Saturday, September 18, 2021

Column: Blame Ronald McDonald

Three supervisors in the county of Santa Clara have decided that food choices are too important to be left up to parents. Because average, adult citizens simply cannot see the insidious link between junk food, obesity and toys, a small group of enlightened supervisors have decided to protect and educate us by mandating the removal of toys from fast food meals.

Who would have thought the small hunks of plastic included in McDonald’s Happy Meals were indeed causing the American obesity epidemic? Who would have known that the simple joy brought to children through the inclusion of Lego Batman and Chops the Lamb were actually ignominious ploys by McDonald’s to bring obesity and heart disease to all the world’s children? They would have succeeded too if it wasn’t for that meddlesome Santa Clara County Board of Supervisors.

According to the supervisors, this mandate was intended to sweep the nation. This action could thereby end childhood obesity. It’s interesting that the epidemic doesn’t seem to be nearly as big a problem in places such as Japan, where McDonald’s and Happy Meals are quite plentiful. Perhaps there should be an investigation into the persuasive powers of Batman and Barbie as opposed to Pokemon and Hello Kitty.

The language of the new law does allow McDonald’s to place toys back in the meal if those meals meet certain nutritional requirements. The restaurants have 90 days to comply. So the toy ban is meant to be a sort of ultimatum to McDonald’s and similar businesses to clean up their menus before they are literally forced to remove one of the competitive advantages that has allowed McDonald’s to dominate the fast food market.
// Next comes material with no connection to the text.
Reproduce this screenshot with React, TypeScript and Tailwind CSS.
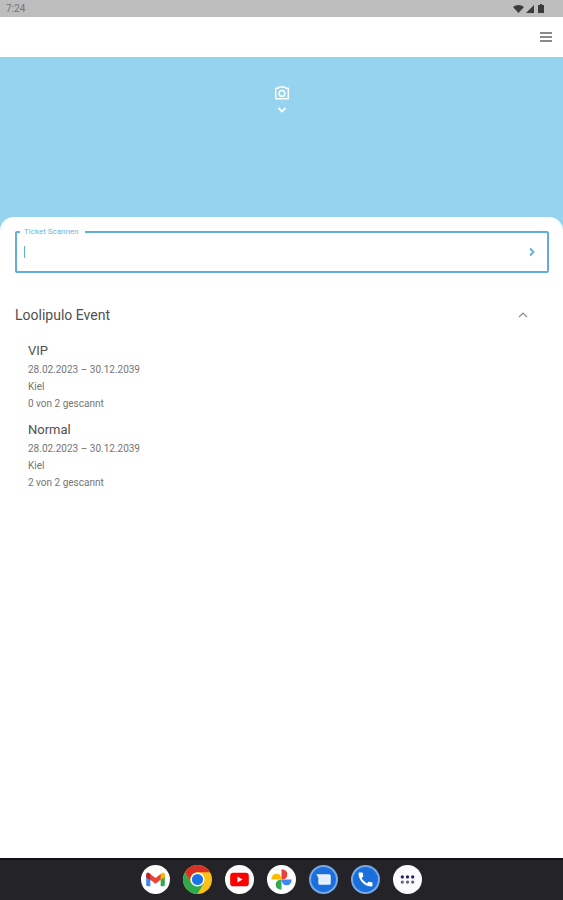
import { useState } from "react";

function StatusIcons() {
  return (
    <div className="flex items-center text-[#3c3c3c]">
      <svg className="h-2 w-[11px]" viewBox="0 0 22 16" fill="currentColor" aria-label="WLAN">
        <path d="M11 16 0 4C3 1.400 7 0 11 0s8 1.400 11 4Z" />
      </svg>
      <svg className="ml-0.5 h-2 w-2" viewBox="0 0 16 16" aria-label="Mobilfunk">
        <path d="M16 0v16H0Z" fill="currentColor" />
      </svg>
      <svg className="ml-1 h-[9px] w-1.5" viewBox="0 0 12 18" fill="currentColor" aria-label="Akku">
        <path d="M4 0h4v2h3q1 0 1 1v14q0 1-1 1H1q-1 0-1-1V3q0-1 1-1h3Z" />
      </svg>
    </div>
  );
}

function GmailIcon() {
  return (
    <svg className="h-[29px] w-[29px]" viewBox="0 0 28 28">
      <circle cx="14" cy="14" r="14" fill="#fff" />
      <path d="M5 9v10q0 1.500 1.500 1.500H9V12Z" fill="#4285f4" />
      <path d="M23 9v10q0 1.500-1.500 1.500H19V12Z" fill="#34a853" />
      <path d="M18.500 9 20.200 7.700Q23 6.500 23 9.500v2l-4.500 3.500Z" fill="#fbbc04" />
      <path d="M9.500 9 7.800 7.700Q5 6.500 5 9.500v2L9.500 15Z" fill="#c5221f" />
      <path d="M9 8.800l5 3.800 5-3.800v5.400L14 18l-5-3.800Z" fill="#ea4335" />
    </svg>
  );
}

function ChromeIcon() {
  return (
    <svg className="h-[29px] w-[29px]" viewBox="0 0 28 28">
      <circle cx="14" cy="14" r="14" fill="#fbc116" />
      <path d="M1.880 7A14 14 0 0 0 14 28l6.060-10.500H14L7.940 17.500Z" fill="#2da94f" />
      <path d="M1.880 7a14 14 0 0 1 24.240 0H14a7 7 0 0 0-6.060 10.500Z" fill="#d93025" />
      <circle cx="14" cy="14" r="6.800" fill="#fff" />
      <circle cx="14" cy="14" r="5.400" fill="#1a73e8" />
    </svg>
  );
}

function YouTubeIcon() {
  return (
    <svg className="h-[29px] w-[29px]" viewBox="0 0 28 28">
      <circle cx="14" cy="14" r="14" fill="#fff" />
      <rect x="5" y="7.500" width="18" height="13" rx="3" fill="#f00" />
      <path d="M12 11v6l5-3Z" fill="#fff" />
    </svg>
  );
}

function PhotosIcon() {
  return (
    <svg className="h-[29px] w-[29px]" viewBox="0 0 28 28">
      <circle cx="14" cy="14" r="14" fill="#fff" />
      <path d="M14 14V4.200q5.600.3 5.600 4.900T14 14Z" fill="#ea4335" />
      <path d="M14 14h9.800q-.3 5.600-4.900 5.600T14 14Z" fill="#4285f4" />
      <path d="M14 14v9.800q-5.600-.3-5.600-4.900T14 14Z" fill="#34a853" />
      <path d="M14 14H4.200q.3-5.600 4.900-5.600T14 14Z" fill="#fbbc04" />
    </svg>
  );
}

function MessagesIcon() {
  return (
    <svg className="h-[29px] w-[29px]" viewBox="0 0 28 28">
      <circle cx="14" cy="14" r="14" fill="#78a9e6" />
      <circle cx="14" cy="14" r="12" fill="#1a6fdc" />
      <path d="M7 9h12.500q1.500 0 1.500 1.500v7q0 1.500-1.500 1.500h-9Q9 19 9 17.500V12Z" fill="#e8f0fe" />
      <path d="M12 12.500h6M12 15.500h6" stroke="#d3e2fb" strokeWidth="1" />
    </svg>
  );
}

function PhoneIcon() {
  return (
    <svg className="h-[29px] w-[29px]" viewBox="0 0 28 28">
      <circle cx="14" cy="14" r="14" fill="#78a9e6" />
      <circle cx="14" cy="14" r="12" fill="#1a6fdc" />
      <path
        transform="translate(5 5) scale(.75)"
        d="M20.010 15.380c-1.230 0-2.420-.2-3.530-.56a.98.98 0 0 0-1.010.24l-1.570 1.970c-2.830-1.350-5.480-3.900-6.890-6.830l1.950-1.660c.27-.28.35-.67.24-1.020-.37-1.110-.56-2.300-.56-3.530 0-.54-.45-.99-.99-.99H4.190C3.650 3 3 3.240 3 3.990 3 13.280 10.730 21 20.010 21c.71 0 .99-.63.99-1.180v-3.450c0-.54-.45-.99-.99-.99Z"
        fill="#fff"
      />
    </svg>
  );
}

function AppsIcon() {
  return (
    <svg className="h-[29px] w-[29px]" viewBox="0 0 28 28">
      <circle cx="14" cy="14" r="14" fill="#fafaff" />
      <g fill="#24215f">
        <circle cx="9" cy="11.500" r="1.600" />
        <circle cx="14" cy="11.500" r="1.600" />
        <circle cx="19" cy="11.500" r="1.600" />
      </g>
      <g fill="#66647c">
        <circle cx="9" cy="16.500" r="1.600" />
        <circle cx="14" cy="16.500" r="1.600" />
        <circle cx="19" cy="16.500" r="1.600" />
      </g>
    </svg>
  );
}

const dockApps = [
  { name: "Gmail", Icon: GmailIcon },
  { name: "Chrome", Icon: ChromeIcon },
  { name: "YouTube", Icon: YouTubeIcon },
  { name: "Fotos", Icon: PhotosIcon },
  { name: "Messages", Icon: MessagesIcon },
  { name: "Telefon", Icon: PhoneIcon },
  { name: "Alle Apps", Icon: AppsIcon },
];

const tickets = [
  { name: "VIP", date: "28.02.2023 – 30.12.2039", place: "Kiel", scanned: "0 von 2 gescannt" },
  { name: "Normal", date: "28.02.2023 – 30.12.2039", place: "Kiel", scanned: "2 von 2 gescannt" },
];

export default function App() {
  const [open, setOpen] = useState(true);
  const [code, setCode] = useState("");

  return (
    <div className="flex min-h-screen flex-col bg-white font-[Roboto,sans-serif] text-[#505050]">
      <div className="flex h-[17px] items-center justify-between bg-[#bdbdbd] pr-[19px] pl-1.5 text-[10px] leading-4 text-[#757575]">
        <span>7:24</span>
        <StatusIcons />
      </div>

      <header className="flex h-10 items-center justify-end bg-white pr-2.5">
        <button type="button" aria-label="Menü" className="text-[#8a8a8a]">
          <svg className="h-3.5 w-3.5" viewBox="0 0 14 14" stroke="currentColor" strokeWidth="2">
            <path d="M1 3h12M1 7h12M1 11h12" />
          </svg>
        </button>
      </header>

      <section className="flex h-[174px] flex-col items-center bg-[#96d3ef] pt-7 text-white">
        <button type="button" aria-label="Kamera öffnen" className="flex flex-col items-center gap-[3px]">
          <svg className="h-4 w-4" viewBox="0 0 16 16" fill="none" stroke="currentColor" strokeWidth="1.500">
            <path d="M1.700 3.300h2.600L5.300 2h5.400l1 1.300h2.600v10.400H1.700Z" strokeLinejoin="round" />
            <circle cx="8" cy="8.400" r="2.900" />
          </svg>
          <svg className="h-3 w-3" viewBox="0 0 12 12" fill="none" stroke="currentColor" strokeWidth="1.800">
            <path d="m2.500 4 3.500 3.500L9.500 4" />
          </svg>
        </button>
      </section>

      <main className="-mt-3.5 grow rounded-t-[14px] bg-white pt-2.5 pr-3.5 pl-[15px]">
        <form onSubmit={(event) => event.preventDefault()}>
          <fieldset className="h-[46px] rounded-xs border-2 border-[#5fafd9] pr-1 pl-[3px]">
            <legend className="pr-1.5 pl-1 text-[8px] leading-[10px] text-[#6db6dc]">
              <label htmlFor="ticket">Ticket Scannen</label>
            </legend>
            <div className="flex h-[30px] items-center pr-[5px] pl-1">
              <input
                id="ticket"
                autoFocus
                value={code}
                onChange={(event) => setCode(event.target.value)}
                className="h-3 min-w-0 grow border-l border-[#5fafd9] pl-px text-xs caret-transparent outline-none"
              />
              <button type="submit" aria-label="Scannen" className="text-[#5fafd9]">
                <svg className="h-3 w-3" viewBox="0 0 12 12" fill="none" stroke="currentColor" strokeWidth="1.800">
                  <path d="m4 2.500 3.500 3.500L4 9.500" />
                </svg>
              </button>
            </div>
          </fieldset>
        </form>

        <button
          type="button"
          aria-expanded={open}
          onClick={() => setOpen(!open)}
          className="mt-8 flex w-full items-center justify-between pr-5 text-left text-sm leading-5"
        >
          <span>Loolipulo Event</span>
          <svg className="h-3 w-3" viewBox="0 0 12 12" fill="none" stroke="#8c8c8c" strokeWidth="1.200">
            <path d="m2 8 4-4 4 4" />
          </svg>
        </button>

        {open && (
          <ul className="mt-4 flex flex-col gap-2 pl-[13px]">
            {tickets.map((ticket) => (
              <li key={ticket.name} className="text-[10px] leading-[17px] text-[#757575]">
                <h2 className="text-[13px] leading-5 text-[#505050]">{ticket.name}</h2>
                <p>{ticket.date}</p>
                <p>{ticket.place}</p>
                <p>{ticket.scanned}</p>
              </li>
            ))}
          </ul>
        )}
      </main>

      <nav aria-label="Apps" className="flex h-[42px] items-center justify-center gap-[13px] border-t-2 border-[#111113] bg-[#242428] pb-0.5">
        {dockApps.map(({ name, Icon }) => (
          <button key={name} type="button" aria-label={name}>
            <Icon />
          </button>
        ))}
      </nav>
    </div>
  );
}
A serious question that should be asked is that in light of the obvious connection between eating fast food and higher rates of obesity, why stop at simply severing the link between the behavior and the result? It would be more expedient to simply ban fast food altogether. They won’t do this because such an aggressive use of governmental power would cause a major pushback.

What the supervisors in Santa Clara County are attempting to do can be described as “choice engineering.” They want to nudge the population in a certain direction without outright violating their freedom of choice. They believe that a relatively small group of “experts” has a better understanding of the way the world works and can better negotiate the perils of choice than the massive number of people in society can.

I wouldn’t argue that eating fast food is okay or that the presence of toys in Happy Meals doesn’t influence a parent’s decision to buy McDonald’s food. I believe that decision, along with most child-rearing decisions, should be left up to parents. It’s a matter of where responsibility should lie.

Ultimately, the choice is over having a loving parent who is deeply interested in your well being to help guide you through childhood, or a few impersonal bureaucrats working in a government office who view you as a number or statistic. The message being sent is that parents shouldn’t have to worry about telling their children no or instilling good behaviors in them that will carry them throughout life.

The more the government restricts choices in this manner, the less capable we will be at acting independently like adults. No matter how brilliant some people may be, and no matter how deeply they look into a set of statistics, they will eventually make mistakes that a very large number of average, responsible people will correct over time.

Other countries have fewer problems with childhood obesity because of lifestyles that, outside the control of government agencies, decrease the chance of becoming overweight.

The decision to remove toys from Happy Meals is a misguided policy that will not stop childhood obesity. Without Happy Meal toys, irresponsible parents who take their children to McDonald’s five times a week might bring them to Wendy’s or Taco Bell instead, but the issue will still remain unsolved and one more slice of freedom will have been taken away.